The relentless pursuit of making vast amounts of information accessible and useful has been the primary driver behind the development of search algorithms. In the early days of the internet, the sheer volume of data being generated posed a formidable challenge: how to efficiently locate relevant information amidst an ever-growing digital sea. This challenge was not merely academic; as the internet became integral to daily life, the demand for efficient search mechanisms grew exponentially. It was initially solved by curated search sites like Altavista, Yahoo and AOL. That was feasible when there were still a limited number of websites that humans could find and index. These sites were among the early commercial successes of the internet. The quest for improved search capabilities was further fueled by the commercial potential of connecting users with information, products, and services quickly and accurately.
Beginnings of the search for data
Searching for data has always been a problem. Before the computer revolution, index cards and alphabetically organized data in libraries and dictionaries provided the only way to search for information. With the computer age came new opportunities such as the database. The concept of a relational database was defined by Edgar F. Codd at IBM in 1970. In his research paper titled “A Relational Model of Data for Large Shared Data Banks,” Codd introduced the term “relational” and outlined what he meant by a relation. His work laid the foundation for the relational database model, which has become the predominant type of database system. Although other early examples appeared, IBM and Oracle dominated the market for data search by the end of the 1970s. Early forms of search algorithms were developed for databases and other information retrieval systems used in academic and corporate settings. To search for any information it would have to be loaded into the database and accessed through SQL code, which made it possible for the user to use Boolean search techniques and combine keywords with operators such as AND, OR, and NOT to refine their searches. This method, while effective in constrained environments, was limited in scalability and flexibility and did not apply to the Internet.

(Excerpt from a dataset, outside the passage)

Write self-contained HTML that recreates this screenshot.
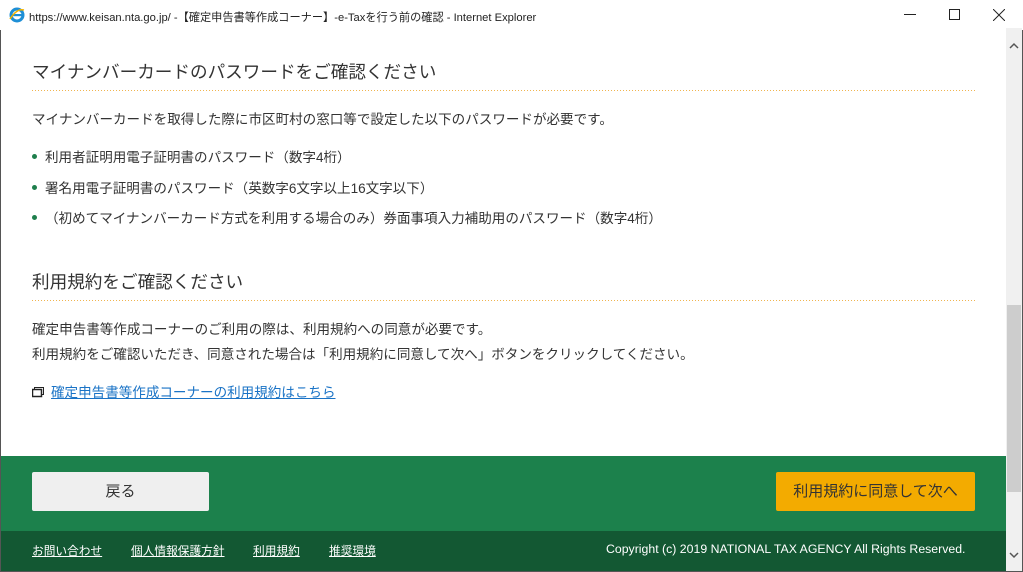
<!DOCTYPE html>
<html><head><meta charset="utf-8"><style>
*{margin:0;padding:0;box-sizing:border-box}
body{width:1023px;height:572px;overflow:hidden;background:#fff;font-family:"Liberation Sans","Noto Sans CJK JP",sans-serif;color:#333;position:relative}
.win{position:absolute;inset:0;border:1px solid #555;border-top-color:#2b4f4a}
.title{position:absolute;left:0;top:0;width:1023px;height:30px;background:#fff;font-size:11.2px;color:#222}
.title .t{position:absolute;left:29px;top:9px}
.ctl{position:absolute}
.sb{position:absolute;left:1006px;top:28px;width:16px;height:543px;background:#f0f0f0}
.thumb{position:absolute;left:1007px;top:305px;width:14px;height:187px;background:#cdcdcd}
.h{position:absolute;left:32px;font-size:17.6px;color:#333}
.dot{position:absolute;left:32px;width:943px;height:1px;background:repeating-linear-gradient(90deg,#f0b450 0 1px,transparent 1px 3px)}
.p{position:absolute;left:32px;font-size:13.55px;color:#333}
.li{position:absolute;left:32px;font-size:13.55px;color:#333}
.li:before{content:"";display:inline-block;width:5px;height:5px;border-radius:50%;background:#1e7f4c;margin-right:8px;vertical-align:middle;position:relative;top:-2px}
.green{position:absolute;left:1px;top:456px;width:1005px;height:75px;background:#1c814c}
.dark{position:absolute;left:1px;top:531px;width:1005px;height:40px;background:#135833}
.btn1{position:absolute;left:32px;top:472px;width:177px;height:39px;background:#efefef;border-radius:2px;font-size:15px;text-align:center;line-height:39px;color:#333}
.btn2{position:absolute;left:776px;top:472px;width:199px;height:39px;background:#f3ab00;border-radius:2px;font-size:15px;text-align:center;line-height:39px;color:#333}
.fl{position:absolute;top:542px;font-size:11.7px;color:#fff;text-decoration:underline}
</style></head><body>
<div class="win"></div>
<div class="title">
<svg style="position:absolute;left:8px;top:6px" width="18" height="18" viewBox="0 0 18 18"><circle cx="9" cy="9" r="6" fill="none" stroke="#1e8fd6" stroke-width="3"/><rect x="4" y="8" width="10" height="2.2" fill="#1e8fd6"/><path d="M2 13 Q9 2 16 4" fill="none" stroke="#f2b300" stroke-width="1.5"/></svg>
<span class="t">https://www.keisan.nta.go.jp/ -【確定申告書等作成コーナー】-e-Taxを行う前の確認 - Internet Explorer</span>
<svg class="ctl" style="left:904px;top:14px" width="12" height="2"><rect width="12" height="1" fill="#222"/></svg>
<svg class="ctl" style="left:949px;top:9px" width="11" height="11"><rect x=".5" y=".5" width="10" height="10" fill="none" stroke="#222"/></svg>
<svg class="ctl" style="left:993px;top:9px" width="12" height="12"><path d="M0 0L12 12M12 0L0 12" stroke="#222"/></svg>
</div>
<div class="sb"></div><div class="thumb"></div>
<svg style="position:absolute;left:1009px;top:42px" width="10" height="7"><path d="M1 6L5 2L9 6" fill="none" stroke="#555" stroke-width="1.5"/></svg>
<svg style="position:absolute;left:1009px;top:498px;display:none" width="10" height="7"></svg>
<svg style="position:absolute;left:1009px;top:552px" width="10" height="7"><path d="M1 1L5 5L9 1" fill="none" stroke="#555" stroke-width="1.5"/></svg>
<div class="h" style="top:59px">マイナンバーカードのパスワードをご確認ください</div>
<div class="dot" style="top:90px"></div>
<div class="p" style="top:108px">マイナンバーカードを取得した際に市区町村の窓口等で設定した以下のパスワードが必要です。</div>
<div class="li" style="top:146px">利用者証明用電子証明書のパスワード（数字4桁）</div>
<div class="li" style="top:177px">署名用電子証明書のパスワード（英数字6文字以上16文字以下）</div>
<div class="li" style="top:207px">（初めてマイナンバーカード方式を利用する場合のみ）券面事項入力補助用のパスワード（数字4桁）</div>
<div class="h" style="top:269px">利用規約をご確認ください</div>
<div class="dot" style="top:300px"></div>
<div class="p" style="top:318px">確定申告書等作成コーナーのご利用の際は、利用規約への同意が必要です。</div>
<div class="p" style="top:343px">利用規約をご確認いただき、同意された場合は「利用規約に同意して次へ」ボタンをクリックしてください。</div>
<svg style="position:absolute;left:32px;top:387px" width="12" height="11"><rect x="2.5" y=".5" width="9" height="7" fill="none" stroke="#222"/><rect x=".5" y="2.5" width="9" height="7" fill="#fff" stroke="#222" stroke-width="1.5"/></svg>
<div class="p" style="left:51px;top:381px;color:#1a73c6;text-decoration:underline">確定申告書等作成コーナーの利用規約はこちら</div>
<div class="green"></div><div class="dark"></div>
<div class="btn1">戻る</div>
<div class="btn2">利用規約に同意して次へ</div>
<div class="fl" style="left:32px">お問い合わせ</div>
<div class="fl" style="left:131px">個人情報保護方針</div>
<div class="fl" style="left:253px">利用規約</div>
<div class="fl" style="left:329px">推奨環境</div>
<div class="fl" style="left:606px;top:542px;text-decoration:none;font-size:12.3px">Copyright (c) 2019 NATIONAL TAX AGENCY All Rights Reserved.</div>
</body></html>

The rise of search algorithms
As the internet evolved, tools beyond the RDBMS evolved. The first search engine for the internet was called Archie. The original implementation was written by Alan Emtage in 1990. It was the first tool for indexing FTP archives, which were common in the early days of the internet, using the Telnet protocol. It was superseded by more advanced search engines using the Gopher protocol designed for distributing, searching, and retrieving documents in IP networks. It provided a hierarchical system for accessing text files and marked significant steps forward. These systems, however, were primitive by modern standards, relying heavily on manually curated indices and lacking sophisticated algorithms to handle the vast and unstructured nature of web data.
The mid-1990s saw the advent of more advanced search algorithms. The pivotal moment came with the introduction of Google’s PageRank algorithm in 1998. It was developed by Larry Page and Sergey Brin, PageRank and revolutionized search by using the link structure of the web to determine the relative importance of web pages. This innovation dramatically improved search accuracy, making it easier for users to find relevant information and setting a new standard for search quality. Google also increased the amount of websites that could be indexed since they built crawlers to continuously monitor the entire internet rather than rely on human-curated indices.

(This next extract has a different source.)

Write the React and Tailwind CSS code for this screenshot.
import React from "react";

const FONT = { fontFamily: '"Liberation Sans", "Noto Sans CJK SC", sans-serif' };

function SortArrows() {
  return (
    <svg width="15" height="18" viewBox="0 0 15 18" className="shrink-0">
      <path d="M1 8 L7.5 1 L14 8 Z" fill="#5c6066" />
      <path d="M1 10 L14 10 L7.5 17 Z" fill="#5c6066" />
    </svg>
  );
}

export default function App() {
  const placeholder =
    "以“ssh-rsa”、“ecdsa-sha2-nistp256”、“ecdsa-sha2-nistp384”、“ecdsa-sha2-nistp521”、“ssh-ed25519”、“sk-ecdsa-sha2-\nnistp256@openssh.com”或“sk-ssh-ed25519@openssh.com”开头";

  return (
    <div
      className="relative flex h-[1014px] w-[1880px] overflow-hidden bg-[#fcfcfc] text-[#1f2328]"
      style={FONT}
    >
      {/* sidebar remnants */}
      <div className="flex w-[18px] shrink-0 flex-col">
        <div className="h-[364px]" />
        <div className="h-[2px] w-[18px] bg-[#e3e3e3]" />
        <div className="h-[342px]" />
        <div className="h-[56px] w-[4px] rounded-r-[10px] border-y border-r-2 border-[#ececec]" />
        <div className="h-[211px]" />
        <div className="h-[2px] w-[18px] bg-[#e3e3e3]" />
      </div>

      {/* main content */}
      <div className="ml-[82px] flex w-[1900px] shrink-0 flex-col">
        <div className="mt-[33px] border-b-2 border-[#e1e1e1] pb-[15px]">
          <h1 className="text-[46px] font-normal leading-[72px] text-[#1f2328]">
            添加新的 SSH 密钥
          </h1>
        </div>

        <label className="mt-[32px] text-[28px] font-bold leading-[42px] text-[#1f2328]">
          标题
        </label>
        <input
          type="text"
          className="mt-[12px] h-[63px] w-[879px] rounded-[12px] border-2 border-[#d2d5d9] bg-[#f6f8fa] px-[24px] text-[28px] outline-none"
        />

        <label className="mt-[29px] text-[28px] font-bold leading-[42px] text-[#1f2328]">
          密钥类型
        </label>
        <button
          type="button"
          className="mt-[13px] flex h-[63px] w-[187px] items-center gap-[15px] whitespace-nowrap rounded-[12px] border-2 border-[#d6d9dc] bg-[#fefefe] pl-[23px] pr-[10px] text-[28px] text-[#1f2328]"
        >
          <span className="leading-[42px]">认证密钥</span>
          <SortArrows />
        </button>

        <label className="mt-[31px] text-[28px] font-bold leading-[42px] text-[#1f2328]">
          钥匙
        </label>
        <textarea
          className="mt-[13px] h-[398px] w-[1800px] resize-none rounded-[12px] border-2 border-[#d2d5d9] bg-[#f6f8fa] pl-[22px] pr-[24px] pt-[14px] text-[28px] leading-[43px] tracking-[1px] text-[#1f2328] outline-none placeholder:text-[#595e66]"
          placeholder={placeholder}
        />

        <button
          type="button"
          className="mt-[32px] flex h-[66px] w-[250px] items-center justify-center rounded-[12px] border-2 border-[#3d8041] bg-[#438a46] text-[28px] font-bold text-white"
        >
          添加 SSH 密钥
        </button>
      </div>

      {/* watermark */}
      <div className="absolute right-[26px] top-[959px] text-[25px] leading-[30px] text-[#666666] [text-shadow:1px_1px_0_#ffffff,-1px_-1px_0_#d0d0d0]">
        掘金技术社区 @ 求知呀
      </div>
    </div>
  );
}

Parallel to PageRank, other developments included improvements in text analysis and natural language processing (NLP). Algorithms began to understand context and semantics, moving beyond simple keyword matching to grasp the intent behind queries. The incorporation of machine learning further enhanced search algorithms, enabling them to learn from user interactions and continuously improve their accuracy.
The transformative impact of search
The lasting impact of these developments is profound. Modern search algorithms have transformed the way we access and consume information. They have become indispensable tools for navigating the vast digital landscape, impacting every facet of our lives—from education and research to shopping and entertainment. The continuous improvement of these algorithms has also fueled the growth of big data and AI, as the need to process and understand massive datasets has driven innovation in these fields.

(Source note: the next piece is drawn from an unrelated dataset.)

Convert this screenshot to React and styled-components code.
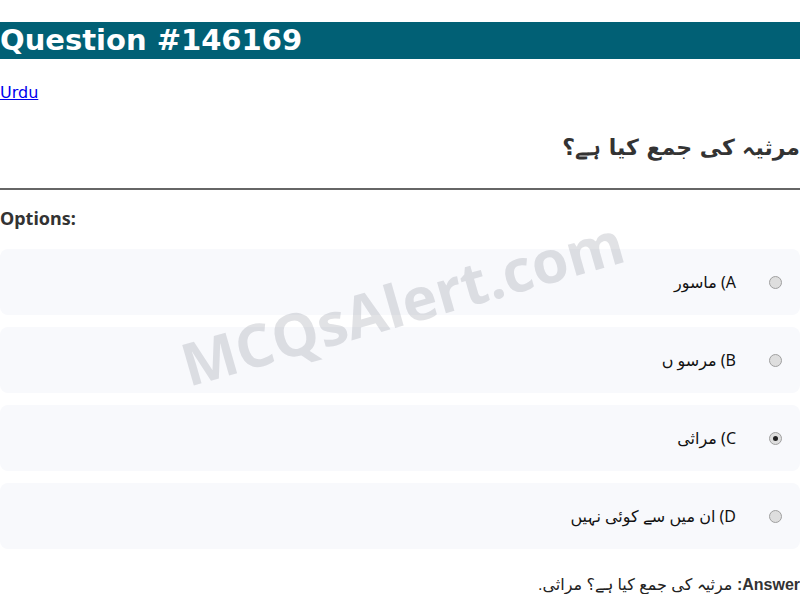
import React from "react";
import styled, { createGlobalStyle } from "styled-components";

const Global = createGlobalStyle`
  html, body { margin: 0; padding: 0; background: #fff; }
  body { font-family: "DejaVu Sans", sans-serif; font-size: 16px; }
`;

const Page = styled.div`
  position: relative;
  overflow: hidden;
`;

const Title = styled.h1`
  margin: 22px 0 24px;
  background: #016075;
  color: #fff;
  font-size: 29px;
  font-weight: bold;
  line-height: 37px;
`;

const LangLine = styled.p`
  margin: 0 0 16px;
  line-height: 19px;
  a { color: #0000ee; text-decoration: underline; }
`;

const Question = styled.h2`
  margin: 0;
  padding: 12px 0 22px;
  direction: rtl;
  text-align: right;
  font-size: 22px;
  font-weight: bold;
  color: #333;
  line-height: 36px;
  border-bottom: 2px solid #666;
`;

const OptionsLabel = styled.h3`
  margin: 17px 0 20px;
  font-family: "Noto Sans", sans-serif;
  font-size: 18px;
  font-weight: 700;
  color: #333;
  line-height: 22px;
`;

const OptionList = styled.div`
  display: flex;
  flex-direction: column;
  gap: 12px;
`;

const OptionRow = styled.label`
  direction: rtl;
  display: flex;
  align-items: center;
  gap: 33px;
  height: 66px;
  padding: 0 18px;
  box-sizing: border-box;
  background: #f8f9fc;
  border-radius: 8px;
  font-family: "Noto Sans", "DejaVu Sans", sans-serif;
  font-size: 16px;
  color: #111;
`;

const Radio = styled.span`
  width: 11px;
  height: 11px;
  border-radius: 50%;
  border: 1px solid #a0a0a0;
  background: #dedede;
  display: flex;
  align-items: center;
  justify-content: center;
  flex: none;
  &::after {
    content: "";
    display: ${(p) => (p.$checked ? "block" : "none")};
    width: 5px;
    height: 5px;
    border-radius: 50%;
    background: #222;
  }
`;

const Answer = styled.p`
  direction: rtl;
  text-align: right;
  margin: 26px 0 0;
  font-family: "Liberation Sans", "DejaVu Sans", sans-serif;
  font-size: 16px;
  color: #222;
  strong { color: #333; }
`;

const Watermark = styled.div`
  position: absolute;
  left: 402px;
  top: 302px;
  transform: translate(-50%, -50%) rotate(-16deg);
  font-family: "Open Sans", sans-serif;
  font-weight: 700;
  font-size: 59px;
  color: rgba(90, 95, 110, 0.18);
  white-space: nowrap;
  pointer-events: none;
`;

const options = [
  { key: "A", text: "ماسور" },
  { key: "B", text: "مرسو ں" },
  { key: "C", text: "مراثی", checked: true },
  { key: "D", text: "ان میں سے کوئی نہیں" },
];

export default function App() {
  return (
    <Page>
      <Global />
      <Title>Question #146169</Title>
      <LangLine>
        <a href="#">Urdu</a>
      </LangLine>
      <Question>مرثیہ کی جمع کیا ہے؟</Question>
      <OptionsLabel>Options:</OptionsLabel>
      <OptionList>
        {options.map((o) => (
          <OptionRow key={o.key}>
            <Radio $checked={o.checked} />
            <span>
              {o.key}) {o.text}
            </span>
          </OptionRow>
        ))}
      </OptionList>
      <Answer>
        <strong>Answer:</strong> مرثیہ کی جمع کیا ہے؟ مراثی.
      </Answer>
      <Watermark>MCQsAlert.com</Watermark>
    </Page>
  );
}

This wave spawned one of the world’s largest companies: google but it also created other smaller and lesser-known search companies such as Elastic and Splunk used for log analytics while companies such as ThoughtSpot, Lucidworks and Sinequa allow users to use natural language to find data.
Search algorithms have also shaped the broader economic landscape, giving rise to entire industries centered around search engine optimization (SEO) and digital marketing. The power to rank highly in search results has significant commercial implications, influencing how businesses operate and compete online.
Summary
The evolution of search algorithms from simple keyword matching to sophisticated, AI-driven systems reflects a broader narrative of technological advancement driven by the need to manage and make sense of an ever-growing pool of information. The journey from the early days of Archie and Gopher to the cutting-edge algorithms of today underscores the dynamic interplay between technology, commercial interests, and the human quest for knowledge.
With the advent of the internet search became an early wave of AI that had a transformative impact on our economy, culture, and how we find information. Search algorithms allowed us to find information, which was not within reach earlier. It created entire billion-dollar industries and companies and boosted the efficiency of knowledge workers, writers and everyone else. It is sometimes easy to overlook but the impact of AI in the area of search cannot be underestimated.